:: Recorded information ::
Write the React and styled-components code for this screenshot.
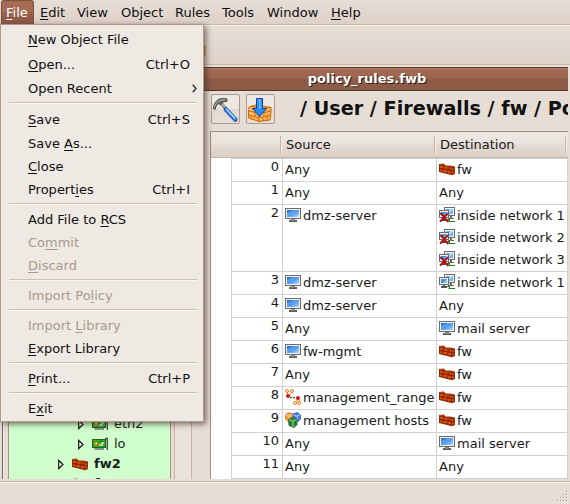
import React from 'react';
import styled, { createGlobalStyle, css } from 'styled-components';

const GlobalStyle = createGlobalStyle`
  * { box-sizing: border-box; }
  body { margin: 0; overflow: hidden; }
`;

const Screen = styled.div`
  position: relative;
  display: flex;
  flex-direction: column;
  width: 570px;
  height: 504px;
  overflow: hidden;
  background: #e6ddd5;
  color: #1a1a1a;
  font: 13px/16px "DejaVu Sans", sans-serif;
  white-space: nowrap;
  cursor: default;
`;

const MenuBar = styled.nav`
  flex: none;
  display: flex;
  height: 25px;
  background: linear-gradient(#e7ded6, #ddd1c8);
  border-bottom: 1px solid #cab7a8;
`;

const MenuTitle = styled.div`
  width: ${p => p.$w}px;
  height: 24px;
  padding: 5px 0 0 6px;
  color: #101010;
  ${p => p.$active && css`
    margin-left: 1px;
    padding: 4px 0 0 4px;
    color: #fff;
    border: 1px solid #7e513f;
    border-bottom: 0;
    border-radius: 3px 3px 0 0;
    background: linear-gradient(#a56b53 0 50%, #97604a 50%, #8d5a46);
  `}
`;

const Key = styled.span`
  text-decoration: underline;
  text-decoration-thickness: 1px;
  text-underline-offset: 2px;
  text-decoration-skip-ink: none;
`;

const ToolBar = styled.div`
  flex: none;
  height: 40px;
  padding: 19px 0 0 200px;
  border-top: 1px solid #f4efea;
  border-bottom: 1px solid #cab7a8;
  background: linear-gradient(#e7ded6, #ddd1c8);
  svg { display: block; }
`;

const Workspace = styled.main`
  flex: none;
  display: flex;
  height: 416px;
  padding-right: 2px;
  border-bottom: 2px solid #e6ddd5;
  border-top: 2px solid #eae3dc;
`;

const TreeFrame = styled.aside`
  width: 204px;
  display: flex;
  padding-left: 2px;
`;

const TreeEdge = styled.div`
  width: 6px;
  border-left: 1px solid #74655a;
  box-shadow: inset 1px 0 #f3eeea;
`;

const Tree = styled.div`
  width: 163px;
  height: 412px;
  padding-top: 347px;
  overflow: hidden;
  background: #d0ffcd;
  border: solid #a89384;
  border-width: 0 1px;
`;

const TreeScroll = styled.div`
  width: 18px;
  margin-left: 3px;
  border: solid #c5b2a4;
  border-width: 0 1px;
  background: #eae3dd;
`;

const TreeRow = styled.div`
  display: flex;
  align-items: center;
  height: 20px;
  padding-left: ${p => p.$indent}px;
  font-weight: ${p => (p.$bold ? 'bold' : 'normal')};
  svg { flex: none; }
  svg + svg { margin: 0 ${p => (p.$bold ? 6 : 5)}px 0 8px; }
`;

const Doc = styled.section`
  flex: 1;
  min-width: 0;
  display: flex;
  flex-direction: column;
`;

const DocTitle = styled.div`
  height: 24px;
  padding: 3px 38px 0 0;
  text-align: center;
  font-weight: bold;
  color: #fff;
  text-shadow: 1px 1px #2b1a13;
  border: solid #50352a;
  border-width: 1px 0;
  background: linear-gradient(#a46d57 0, #9a634d 50%, #8c5a45 52%, #8d5c47);
  box-shadow: inset 0 1px #b07a63;
`;

const PathBar = styled.div`
  display: flex;
  height: 40px;
  padding: 3px 0 0 7px;
  overflow: hidden;
`;

const ToolButton = styled.button`
  flex: none;
  display: grid;
  place-items: center;
  width: 29px;
  height: 30px;
  margin-right: 6px;
  padding: 0;
  border: 1px solid #ad998b;
  border-radius: 2px;
  background: linear-gradient(#eee8e2 0 48%, #e3d9d0 50%, #e8dfd8);
`;

const Path = styled.h1`
  margin: 4px 0 0 19px;
  font: bold 19.2px/22px "DejaVu Sans", sans-serif;
  color: #111;
`;

const Table = styled.div`
  flex: 1;
  margin-left: 6px;
  border-left: 1px solid #a38e7d;
  border-top: 1px solid #a38e7d;
  background: #fff;
`;

const HeaderRow = styled.div`
  display: grid;
  grid-template-columns: 70px 154px 131px 1fr;
  align-items: center;
  height: 26px;
  border-bottom: 1px solid #c9b4a5;
  background: linear-gradient(#eee9e4 0, #ebe4de 45%, #e3dad2 55%, #ddd0c7);
`;

const HeaderCell = styled.div`
  height: 18px;
  padding: 1px 0 0 5px;
  border-right: 1px solid #c8b6a8;
  box-shadow: 1px 0 #f2ece7;
  &:last-child { border: 0; box-shadow: none; }
`;

const Rule = styled.div`
  display: grid;
  grid-template-columns: 51px 154px 131px;
  width: 337px;
  margin-left: 20px;
  height: ${p => 1 + 22 * p.$lines}px;
  border-top: 1px solid #d0d0d0;
  border-left: 1px solid #d0d0d0;
  &:last-child { height: 24px; border-bottom: 1px solid #d0d0d0; }
`;

const NumCell = styled.div`
  padding-right: 3px;
  text-align: right;
  border-right: 1px solid #d0d0d0;
`;

const RuleCell = styled.div`
  padding-left: 2px;
  overflow: hidden;
  border-right: 1px solid #d0d0d0;
`;

const Obj = styled.div`
  display: flex;
  height: 22px;
  padding-top: 3px;
  svg { flex: none; margin: -1px 2px 0 0; }
`;

const StatusBar = styled.footer`
  flex: 1;
  display: flex;
  justify-content: flex-end;
  align-items: flex-end;
  border-top: 1px solid #cab7a8;
  box-shadow: inset 0 1px #f3eee9;
`;

const Menu = styled.div`
  position: absolute;
  left: 0;
  top: 24px;
  width: 204px;
  height: 398px;
  padding: 2px 0 1px;
  color: #101010;
  border: 1px solid #af9a8b;
  background: #eee9e3;
  box-shadow: 2px 2px 6px rgba(50, 35, 25, .65);
`;

const Item = styled.div`
  display: flex;
  justify-content: space-between;
  align-items: center;
  height: ${p => (p.$tall ? 25 : 23)}px;
  padding: 0 13px 0 27px;
  color: ${p => (p.$disabled ? '#ab998b' : 'inherit')};
`;

const Separator = styled.div`
  height: 2px;
  margin: 2px 6px 3px 8px;
  border-top: 1px solid #cfbfb2;
  border-bottom: 1px solid #f9f6f3;
`;

const SubArrow = styled.svg`
  margin-right: -7px;
`;

function Monitor() {
  return (
    <svg width="16" height="16" viewBox="0 0 16 16">
      <defs>
        <linearGradient id="scr" x1="0" y1="0" x2="1" y2="1">
          <stop offset="0" stopColor="#2468c4" /><stop offset=".5" stopColor="#4f9bec" /><stop offset="1" stopColor="#b4dcff" />
        </linearGradient>
      </defs>
      <rect x=".5" y="1.5" width="15" height="10" fill="#f2f2f0" stroke="#6b6b69" />
      <rect x="2" y="3" width="12" height="7" fill="url(#scr)" />
      <path d="M2 9V6l8-3h3z" fill="#9acbff" opacity=".3" />
      <path d="M6 12h4v1H6zM4 13h8v2H4z" fill="#5b5d5b" />
      <path d="M6 13h4" stroke="#b3b3b1" />
    </svg>
  );
}

function Bricks() {
  return (
    <svg width="16" height="16" viewBox="0 0 16 16">
      <path d="M0 3l5-.5 1.5 2H11l5 1V13l-3 1.2L0 11z" fill="#902f08" />
      <path d="M1 5h3v2H1zM5 6h3l1 2H5zM1 8h2v2H1zM4 9h4v2H4zM10 7l5 .8v1.5l-5-.7zM9 10h3v2H9zM13 10.5h2.3V12H13z" fill="#df4a0a" />
      <path d="M1 3.5h4M7 5.6l5 .2" stroke="#bd3d08" />
      <path d="M0 7.5l9 1 7 1.2" stroke="#6d2507" strokeWidth=".7" fill="none" />
    </svg>
  );
}

function Network({ negated }) {
  return (
    <svg width="16" height="16" viewBox="0 0 16 16">
      <path d="M8 12.5h2M9.5 14.5H16M10.5 11v4" stroke="#1c7b20" fill="none" />
      <path d="M11 9h2v2h2v1H9v-1h2z" fill="#666" />
      <rect x="5.5" y=".5" width="10" height="8" fill="#f3f3f3" stroke="#6c6c6c" />
      <rect x="7" y="2" width="7" height="5" fill="#72b7f3" />
      <path d="M7 7V5l5-3h2L9 7z" fill="#bce0ff" />
      <rect x=".5" y="3.5" width="9" height="7" fill="#f3f3f3" stroke="#6c6c6c" />
      <rect x="2" y="5" width="6" height="4" fill="#3f93e6" />
      <path d="M4 9l4-4v4z" fill="#92cbff" />
      <path d="M4 11h2v1h2v2H2v-2h2z" fill="#555" />
      {negated && <path d="M1.2 6.2Q4 8 5.5 10.5T9.5 14.8M9.2 6.2Q6 9 4.5 11T1 14.5" stroke="#b01212" strokeWidth="2.1" fill="none" />}
    </svg>
  );
}

function Range() {
  return (
    <svg width="16" height="16" viewBox="0 0 16 16" fill="none">
      <path d="M2 3l1 4M7 3L4 7M12 9v4M13 9l2 4" stroke="#ec7a20" />
      <path d="M5 8.5h6" stroke="#267b2b" strokeWidth="1.6" strokeDasharray="2 1" />
      <circle cx="2" cy="2" r="1.5" stroke="#ec7a20" fill="#fff3d8" />
      <circle cx="7" cy="2" r="1.5" stroke="#ec7a20" fill="#fff3d8" />
      <circle cx="10" cy="14" r="1.5" stroke="#ec7a20" fill="#fff3d8" />
      <circle cx="14.2" cy="14" r="1.5" stroke="#ec7a20" fill="#fff3d8" />
      <circle cx="3" cy="7" r="2" fill="#d3121b" />
      <circle cx="13" cy="9" r="2" fill="#d3121b" />
    </svg>
  );
}

function Group() {
  return (
    <svg width="16" height="16" viewBox="0 0 16 16" strokeWidth=".8">
      <path d="M.5 3L3 .8l5 .7v6L3 9.3.5 7z" fill="#f7a13c" stroke="#c86e15" />
      <path d="M1 3l3 1 4-2M4 4v4" stroke="#ffdca0" fill="none" />
      <path d="M8 2l4-1.5L15.6 3v4L13 9.5 8 8z" fill="#4d83ed" stroke="#1e4bb8" />
      <path d="M8 3l4 1 3-1M12 4v4" stroke="#b5d0ff" fill="none" />
      <path d="M3.5 7.5L7 5.6l5 1.2v6L9 15.5l-5-2z" fill="#389642" stroke="#12561b" />
      <path d="M4 8l4 1.2L12 7.5M8 9v6" stroke="#93d88e" fill="none" />
      <path d="M5.5 9v4M10.2 9v4" stroke="#12561b" />
    </svg>
  );
}

function Nic() {
  return (
    <svg width="17" height="14" viewBox="0 0 17 14">
      <rect x=".5" y="2.5" width="13" height="8" fill="#25b516" stroke="#2d5a28" />
      <path d="M2 11h10v2H3z" fill="#8d8d8d" />
      <path d="M13 1.5h2.3V13" fill="none" stroke="#4b4b53" strokeWidth="1.4" />
      <circle cx="4.2" cy="6.5" r="2" fill="#f06a18" /><circle cx="4.2" cy="6.5" r="1" fill="#ffd79c" />
      <path d="M7 8h3V6h2" stroke="#d6d9d2" strokeWidth="1.7" fill="none" />
      <path d="M7 4.5h4" stroke="#157411" />
    </svg>
  );
}

function Expander() {
  return (
    <svg width="6" height="11" viewBox="0 0 6 11">
      <path d="M.7 1.5v8L5 5.5z" fill="#fff" stroke="#111" strokeWidth="1.2" />
    </svg>
  );
}

function Hammer() {
  return (
    <svg width="27" height="27" viewBox="0 0 27 27">
      <path d="M9 7l5 6" stroke="#6f706e" strokeWidth="3.2" />
      <path d="M9.3 7l5 6" stroke="#c6c8c4" strokeWidth="1.2" />
      <path d="M1.3 12.5Q1.5 7 6 3.5L10 2.5l5 .3v2.5l-4 .6-2.5 3L6.5 7.5Q3.5 9.5 3.2 13.5z" fill="#6c6e69" stroke="#40423e" strokeWidth=".8" />
      <path d="M2.3 11Q3.6 6.5 7 4.6l6-.9" stroke="#b5b7b2" fill="none" />
      <path d="M14 13.5l9.3 10" stroke="#174fa9" strokeWidth="4.6" strokeLinecap="round" />
      <path d="M14.2 13.5l9 9.7" stroke="#438feb" strokeWidth="2.9" strokeLinecap="round" />
      <path d="M14.4 12.8l8.5 9.2" stroke="#c2e2ff" strokeWidth="1.2" />
    </svg>
  );
}

function Install() {
  return (
    <svg width="27" height="27" viewBox="0 0 27 27">
      <path d="M2 11l7-2 15 2.5v5L23 24l-11 1.5L1.5 22v-6z" fill="#f9b24e" stroke="#c6660b" />
      <path d="M1 14.5l11 3 12-2.5M1 18.5l11 3.5 12-3M12 17v8M5 12v3.5M8 17v4M4 19v4M17 16v4M20 19v5M16 21v4M4 10l9 3 10-1.8M18 14.5v-2" stroke="#cf6c10" fill="none" />
      <path d="M2 13.2l4 1M13 18.5l3-.6M2 17l5 1.5M13 23l2-.3" stroke="#ffe19c" fill="none" />
      <path d="M9.5 2.5h6v10h4l-7 8-7-8h4z" fill="#288df5" stroke="#123fa8" />
      <path d="M11 4h2v9" stroke="#75c4ff" fill="none" strokeWidth="1.4" />
    </svg>
  );
}

function Grip() {
  const dots = [];
  for (let r = 0; r < 4; r++) {
    for (let c = 0; c <= r; c++) dots.push([9 - c * 3, r * 3]);
  }
  return (
    <svg width="13" height="13" viewBox="0 0 13 13">
      {dots.map(([x, y]) => (
        <g key={`${x}-${y}`}>
          <rect x={x + 1} y={y + 1} width="1" height="1" fill="#fbf8f5" />
          <rect x={x} y={y} width="1" height="1" fill="#aa998c" />
        </g>
      ))}
    </svg>
  );
}

const titles = [['_File', 33, true], ['_Edit', 37], ['View', 44], ['Object', 54], ['Rules', 47], ['Tools', 45], ['Window', 64], ['_Help', 50]];

const items = [
  { label: '_New Object File', tall: true },
  { label: '_Open...', keys: 'Ctrl+O', tall: true },
  { label: 'Open Recent', sub: true },
  null,
  { label: '_Save', keys: 'Ctrl+S', tall: true },
  { label: 'Save _As...' },
  { label: '_Close' },
  { label: 'Propert_ies', keys: 'Ctrl+I' },
  null,
  { label: 'Add File to _RCS' },
  { label: 'Co_mmit', disabled: true },
  { label: '_Discard', disabled: true },
  null,
  { label: 'Import Po_licy', disabled: true },
  null,
  { label: 'Import _Library', disabled: true },
  { label: '_Export Library' },
  null,
  { label: '_Print...', keys: 'Ctrl+P' },
  null,
  { label: 'E_xit' },
];

const icons = {
  host: <Monitor />,
  fw: <Bricks />,
  net: <Network />,
  notnet: <Network negated />,
  range: <Range />,
  group: <Group />,
};

const ANY = [[null, 'Any']];
const FW = [['fw', 'fw']];
const DMZ = [['host', 'dmz-server']];
const MAIL = [['host', 'mail server']];

const rules = [
  [ANY, FW],
  [ANY, ANY],
  [DMZ, [['notnet', 'inside network 1'], ['notnet', 'inside network 2'], ['notnet', 'inside network 3']]],
  [DMZ, [['net', 'inside network 1']]],
  [DMZ, ANY],
  [ANY, MAIL],
  [[['host', 'fw-mgmt']], FW],
  [ANY, FW],
  [[['range', 'management_range']], FW],
  [[['group', 'management hosts']], FW],
  [ANY, MAIL],
  [ANY, ANY],
];

function Mnemonic({ text }) {
  const i = text.indexOf('_');
  if (i < 0) return <span>{text}</span>;
  return <span>{text.slice(0, i)}<Key>{text[i + 1]}</Key>{text.slice(i + 2)}</span>;
}

function Cell({ objects }) {
  return (
    <RuleCell>
      {objects.map(([icon, name]) => <Obj key={name}>{icon && icons[icon]}{name}</Obj>)}
    </RuleCell>
  );
}

export default function App() {
  return (
    <Screen>
      <GlobalStyle />
      <MenuBar>
        {titles.map(([t, w, active]) => <MenuTitle key={t} $w={w} $active={active}><Mnemonic text={t} /></MenuTitle>)}
      </MenuBar>
      <ToolBar>
        <svg width="6" height="11" viewBox="0 0 6 11"><path d="M0 1h5v9H0z" fill="#f6a63b" stroke="#cc7420" /></svg>
      </ToolBar>
      <Workspace>
        <TreeFrame>
          <TreeEdge />
          <Tree>
            <TreeRow $indent={69}><Expander /><Nic />eth2</TreeRow>
            <TreeRow $indent={69}><Expander /><Nic />lo</TreeRow>
            <TreeRow $indent={49} $bold><Expander /><Bricks />fw2</TreeRow>
            <TreeRow $indent={49} $bold><Expander /><Bricks />fwsm-2</TreeRow>
          </Tree>
          <TreeScroll />
        </TreeFrame>
        <Doc>
          <DocTitle>policy_rules.fwb</DocTitle>
          <PathBar>
            <ToolButton><Hammer /></ToolButton>
            <ToolButton><Install /></ToolButton>
            <Path>/ User / Firewalls / fw / Policy</Path>
          </PathBar>
          <Table>
            <HeaderRow>
              <HeaderCell />
              <HeaderCell>Source</HeaderCell>
              <HeaderCell>Destination</HeaderCell>
              <HeaderCell />
            </HeaderRow>
            {rules.map(([src, dst], i) => (
              <Rule key={i} $lines={Math.max(src.length, dst.length)}>
                <NumCell>{i}</NumCell>
                <Cell objects={src} />
                <Cell objects={dst} />
              </Rule>
            ))}
          </Table>
        </Doc>
      </Workspace>
      <StatusBar><Grip /></StatusBar>
      <Menu>
        {items.map((it, i) => (it ? (
          <Item key={i} $tall={it.tall} $disabled={it.disabled}>
            <Mnemonic text={it.label} />
            {it.keys && <span>{it.keys}</span>}
            {it.sub && <SubArrow width="5" height="9" viewBox="0 0 5 9"><path d="M.7.8L4 4.5.7 8.2" fill="none" stroke="#333" strokeWidth="1.4" /></SubArrow>}
          </Item>
        ) : <Separator key={i} />))}
      </Menu>
    </Screen>
  );
}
:::
### Do this
Find all lines holding the string "React" and copy them.

### Answer to the problem
Write the React and styled-components code for this screenshot.
import React from 'react';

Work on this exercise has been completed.